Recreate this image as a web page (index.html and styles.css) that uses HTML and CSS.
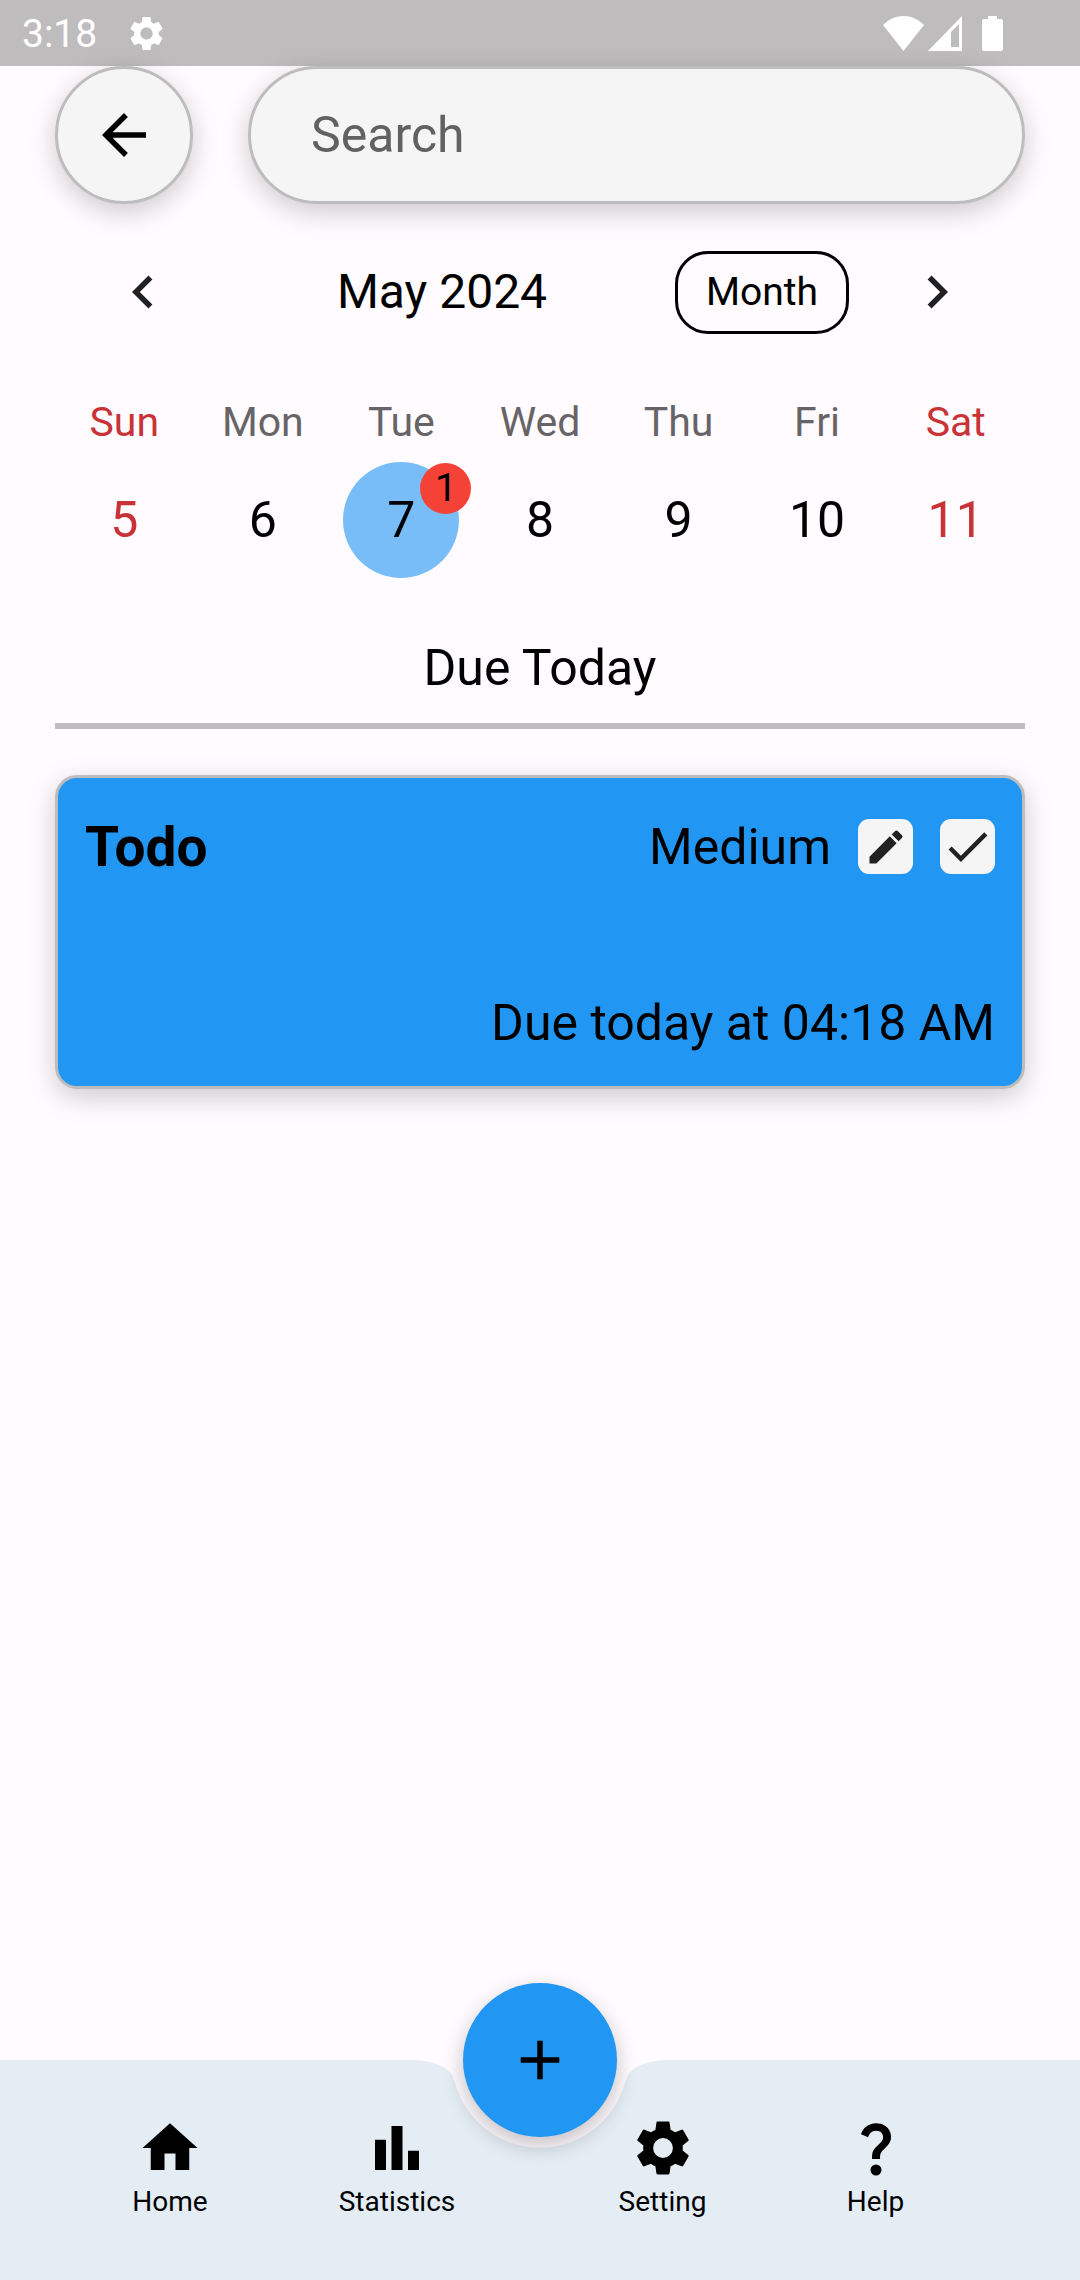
FILE: index.html
```html
<!DOCTYPE html>
<html lang="en">
<head>
<meta charset="utf-8">
<meta name="viewport" content="width=device-width, initial-scale=1">
<title>Due Today</title>
<link rel="stylesheet" href="styles.css">
</head>
<body>
<div class="status-bar">
  <span class="status-time">3:18</span>
  <svg class="status-gear" viewBox="0 0 24 24" aria-hidden="true"><path d="M19.14 12.94c.04-.3.06-.61.06-.94 0-.32-.02-.64-.07-.94l2.03-1.58c.18-.14.23-.41.12-.61l-1.92-3.32c-.12-.22-.37-.29-.59-.22l-2.39.96c-.5-.38-1.03-.7-1.62-.94l-.36-2.54c-.04-.24-.24-.41-.48-.41h-3.84c-.24 0-.43.17-.47.41l-.36 2.54c-.59.24-1.13.57-1.62.94l-2.39-.96c-.22-.08-.47 0-.59.22L2.74 8.87c-.12.21-.08.47.12.61l2.03 1.58c-.05.3-.09.63-.09.94s.02.64.07.94l-2.03 1.58c-.18.14-.23.41-.12.61l1.92 3.32c.12.22.37.29.59.22l2.39-.96c.5.38 1.03.7 1.62.94l.36 2.54c.05.24.24.41.48.41h3.84c.24 0 .44-.17.47-.41l.36-2.54c.59-.24 1.13-.56 1.62-.94l2.39.96c.22.08.47 0 .59-.22l1.92-3.32c.12-.22.07-.47-.12-.61l-2.01-1.58zM12 15.6A3.6 3.6 0 1 1 12 8.4a3.6 3.6 0 0 1 0 7.2z"/></svg>
  <div class="status-icons">
    <svg width="41" height="35" viewBox="0 0 41 35" aria-hidden="true"><path d="M20.500 35 0 9C6 3 13 0 20.500 0S35 3 41 9z"/></svg>
    <svg width="34" height="35" viewBox="0 0 34 35" aria-hidden="true"><path fill-rule="evenodd" d="M34 0v35H0zM31 8l-8 8v15h8z"/></svg>
    <svg class="status-battery" width="21" height="35" viewBox="0 0 21 35" aria-hidden="true"><path d="M6 0h9v3h4a2 2 0 0 1 2 2v28a2 2 0 0 1-2 2H2a2 2 0 0 1-2-2V5a2 2 0 0 1 2-2h4z"/></svg>
  </div>
</div>

<main class="content">
  <div class="toolbar">
    <button class="back-button" type="button" aria-label="Back">
      <svg class="icon" viewBox="0 0 24 24" aria-hidden="true"><path d="M20 11H7.83l5.59-5.59L12 4l-8 8 8 8 1.410-1.410L7.830 13H20z"/></svg>
    </button>
    <input class="search" type="text" placeholder="Search" aria-label="Search">
  </div>

  <section class="calendar">
    <div class="calendar-header">
      <button class="chevron" type="button" aria-label="Previous week">
        <svg class="icon" viewBox="0 0 24 24" aria-hidden="true"><path d="M15.410 7.410 14 6l-6 6 6 6 1.410-1.410L10.830 12z"/></svg>
      </button>
      <h1 class="calendar-title">May 2024</h1>
      <button class="format-button" type="button">Month</button>
      <button class="chevron" type="button" aria-label="Next week">
        <svg class="icon" viewBox="0 0 24 24" aria-hidden="true"><path d="M10 6 8.590 7.410 13.170 12l-4.580 4.590L10 18l6-6z"/></svg>
      </button>
    </div>
    <table class="week">
      <thead>
        <tr>
          <th class="weekend" scope="col">Sun</th>
          <th scope="col">Mon</th>
          <th scope="col">Tue</th>
          <th scope="col">Wed</th>
          <th scope="col">Thu</th>
          <th scope="col">Fri</th>
          <th class="weekend" scope="col">Sat</th>
        </tr>
      </thead>
      <tbody>
        <tr>
          <td class="weekend">5</td>
          <td>6</td>
          <td><div class="today">7<span class="badge">1</span></div></td>
          <td>8</td>
          <td>9</td>
          <td>10</td>
          <td class="weekend">11</td>
        </tr>
      </tbody>
    </table>
  </section>

  <h2 class="section-title">Due Today</h2>

  <article class="task">
    <div class="task-top">
      <h3 class="task-name">Todo</h3>
      <span class="task-text">Medium</span>
      <button class="task-action" type="button" aria-label="Edit">
        <svg class="icon-edit" viewBox="0 0 24 24" aria-hidden="true"><path d="M3 17.250V21h3.750L17.810 9.940l-3.750-3.750zM20.710 7.040a1 1 0 0 0 0-1.410l-2.340-2.340a1 1 0 0 0-1.410 0l-1.830 1.830 3.750 3.750z"/></svg>
      </button>
      <button class="task-action" type="button" aria-label="Mark as done">
        <svg class="icon-check" viewBox="0 0 24 24" aria-hidden="true"><path d="M9 16.170 4.830 12l-1.420 1.410L9 19 21 7l-1.410-1.410z"/></svg>
      </button>
    </div>
    <p class="task-text task-due">Due today at 04:18 AM</p>
  </article>
</main>

<nav class="bottom-bar">
  <div class="bar-shape" aria-hidden="true">
    <span class="bar-side"></span>
    <svg class="bar-notch" viewBox="0 0 264 220"><path d="M0 0Q41.250 0 46.700 21.500A88 88 0 0 0 217.300 21.500Q222.750 0 264 0V220H0z"/></svg>
    <span class="bar-side"></span>
  </div>
  <button class="fab" type="button" aria-label="Add task">
    <svg class="icon" viewBox="0 0 24 24" aria-hidden="true"><path d="M19 13h-6v6h-2v-6H5v-2h6V5h2v6h6z"/></svg>
  </button>
  <a class="nav-item" href="#home">
    <svg class="icon" viewBox="0 0 24 24" aria-hidden="true"><path d="M10 20v-6h4v6h5v-8h3L12 3 2 12h3v8z"/></svg>
    Home
  </a>
  <a class="nav-item" href="#statistics">
    <svg class="icon" viewBox="0 0 24 24" aria-hidden="true"><path d="M4 9h4v11H4zm12 4h4v7h-4zm-6-9h4v16h-4z"/></svg>
    Statistics
  </a>
  <a class="nav-item nav-after-fab" href="#setting">
    <svg class="icon" viewBox="0 0 24 24" aria-hidden="true"><path d="M19.14 12.94c.04-.3.06-.61.06-.94 0-.32-.02-.64-.07-.94l2.03-1.58c.18-.14.23-.41.12-.61l-1.92-3.32c-.12-.22-.37-.29-.59-.22l-2.39.96c-.5-.38-1.03-.7-1.62-.94l-.36-2.54c-.04-.24-.24-.41-.48-.41h-3.84c-.24 0-.43.17-.47.41l-.36 2.54c-.59.24-1.13.57-1.62.94l-2.39-.96c-.22-.08-.47 0-.59.22L2.74 8.87c-.12.21-.08.47.12.61l2.03 1.58c-.05.3-.09.63-.09.94s.02.64.07.94l-2.03 1.58c-.18.14-.23.41-.12.61l1.92 3.32c.12.22.37.29.59.22l2.39-.96c.5.38 1.03.7 1.62.94l.36 2.54c.05.24.24.41.48.41h3.84c.24 0 .44-.17.47-.41l.36-2.54c.59-.24 1.13-.56 1.62-.94l2.39.96c.22.08.47 0 .59-.22l1.92-3.32c.12-.22.07-.47-.12-.61l-2.01-1.58zM12 15.6A3.6 3.6 0 1 1 12 8.4a3.6 3.6 0 0 1 0 7.2z"/></svg>
    Setting
  </a>
  <a class="nav-item" href="#help">
    <svg class="icon" viewBox="0 0 24 24" aria-hidden="true"><path d="M11.070 12.850c.77-1.390 2.250-2.210 3.110-3.440.91-1.290.4-3.700-2.180-3.700-1.690 0-2.520 1.280-2.870 2.340L6.540 6.960C7.250 4.830 9.180 3 11.990 3c2.350 0 3.960 1.070 4.780 2.410.7 1.150 1.110 3.300.03 4.900-1.200 1.770-2.350 2.310-2.970 3.450-.25.46-.35.76-.35 2.240h-2.890c-.01-.78-.13-2.050.48-3.150zM14 20a2 2 0 1 1-4 0 2 2 0 0 1 4 0z"/></svg>
    Help
  </a>
</nav>
</body>
</html>
```
FILE: styles.css
```css
*,
*::before,
*::after {
  box-sizing: border-box;
}

body {
  margin: 0;
  min-height: 100vh;
  display: flex;
  flex-direction: column;
  background: #fffbff;
  color: #000;
  font-family: Roboto, "Liberation Sans", sans-serif;
  font-size: 50px;
  line-height: 58px;
}

h1,
h2,
h3,
p {
  margin: 0;
  font-weight: 400;
}

button,
input {
  font: inherit;
  color: inherit;
  margin: 0;
  padding: 0;
  border: 0;
  background: none;
}

svg {
  display: block;
  flex: none;
  fill: currentColor;
}

.icon {
  width: 66px;
  height: 66px;
}

/* System status bar */
.status-bar {
  display: flex;
  align-items: center;
  height: 66px;
  padding: 0 77px 0 22px;
  background: #bfbcbe;
  color: #fff;
  font-size: 39px;
}

.status-time {
  padding-top: 2px;
}

.status-gear {
  width: 41px;
  height: 41px;
  margin-left: 29px;
}

.status-icons {
  display: flex;
  gap: 4px;
  margin-left: auto;
}

.status-battery {
  margin-left: 16px;
}

.content {
  padding: 0 55px;
}

/* Back button and search */
.toolbar {
  display: grid;
  grid-template-columns: 138px 1fr;
  gap: 55px;
}

.back-button,
.search {
  height: 138px;
  border: 3px solid #bdbdbd;
  border-radius: 69px;
  background: #f5f5f5;
  box-shadow: 0 8px 28px rgba(0, 0, 0, 0.2);
}

.back-button {
  display: grid;
  place-items: center;
}

.search {
  width: 100%;
  padding: 0 60px;
}

.search::placeholder {
  color: #616161;
  opacity: 1;
}

/* Calendar */
.calendar-header {
  display: flex;
  align-items: center;
  padding: 22px 0 38px;
}

.chevron {
  margin: 0 22px;
  padding: 33px;
  color: #212121;
}

.calendar-title {
  flex: 1;
  font-size: 48px;
  text-align: center;
}

.format-button {
  min-width: 174px;
  height: 83px;
  margin-left: 22px;
  padding: 0 25px;
  border: 3px solid #000;
  border-radius: 33px;
  font-size: 39px;
}

.week {
  width: 100%;
  table-layout: fixed;
  border-collapse: collapse;
  text-align: center;
}

.week th {
  height: 52px;
  padding: 0;
  color: #676467;
  font-size: 41px;
  font-weight: 400;
  line-height: 52px;
}

.week td {
  height: 144px;
  padding: 0;
}

.week .weekend {
  color: #c93236;
}

.today {
  position: relative;
  display: grid;
  place-items: center;
  width: 116px;
  height: 116px;
  margin: 0 auto;
  border-radius: 50%;
  background: #79bdf8;
}

.badge {
  position: absolute;
  top: 1px;
  right: -12px;
  width: 51px;
  border-radius: 50%;
  background: #f44336;
  font-size: 39px;
  line-height: 51px;
}

.section-title {
  padding: 47px 0 26px;
  border-bottom: 6px solid #bfbcbf;
  font-size: 50px;
  text-align: center;
}

/* Task card */
.task {
  display: flex;
  flex-direction: column;
  gap: 120px;
  margin-top: 46px;
  padding: 41px 27px 34px;
  border: 3px solid #bdbdbd;
  border-radius: 22px;
  background: #2196f3;
  box-shadow: 0 8px 28px rgba(0, 0, 0, 0.2);
}

.task-top {
  display: flex;
  align-items: center;
  gap: 27px;
  height: 55px;
}

.task-name {
  flex: 1;
  font-size: 55px;
  font-weight: 700;
}

.task-due {
  text-align: right;
}

.task-action {
  display: grid;
  place-items: center;
  width: 55px;
  height: 55px;
  border-radius: 11px;
  background: #f5f5f5;
  color: #212121;
}

.icon-edit {
  width: 44px;
  height: 44px;
}

.icon-check {
  width: 53px;
  height: 53px;
}

/* Bottom bar */
.bottom-bar {
  position: relative;
  display: grid;
  grid-template-columns: 228fr 226fr 46fr 213fr 213fr;
  align-items: start;
  height: 220px;
  margin-top: auto;
  padding: 55px 98px 0 56px;
}

.bar-shape {
  position: absolute;
  inset: 0;
  display: flex;
}

.bar-side {
  flex: 1;
  background: #e4ecf4;
}

.bar-notch {
  width: 264px;
  height: 220px;
  color: #e4ecf4;
}

.fab {
  position: absolute;
  top: -77px;
  left: calc(50% - 77px);
  display: grid;
  place-items: center;
  width: 154px;
  height: 154px;
  border-radius: 50%;
  background: #2196f3;
  box-shadow: 0 8px 22px rgba(0, 0, 0, 0.24);
}

.nav-item {
  position: relative;
  display: flex;
  flex-direction: column;
  align-items: center;
  gap: 5px;
  color: #000;
  font-size: 28px;
  line-height: 32px;
  text-decoration: none;
}

.nav-after-fab {
  grid-column: 4;
}
```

_____

*PROMPT*. Report how many lines hold the string "index", giving the number and nothing else.

*RESPONSE TO THE TASK*. 2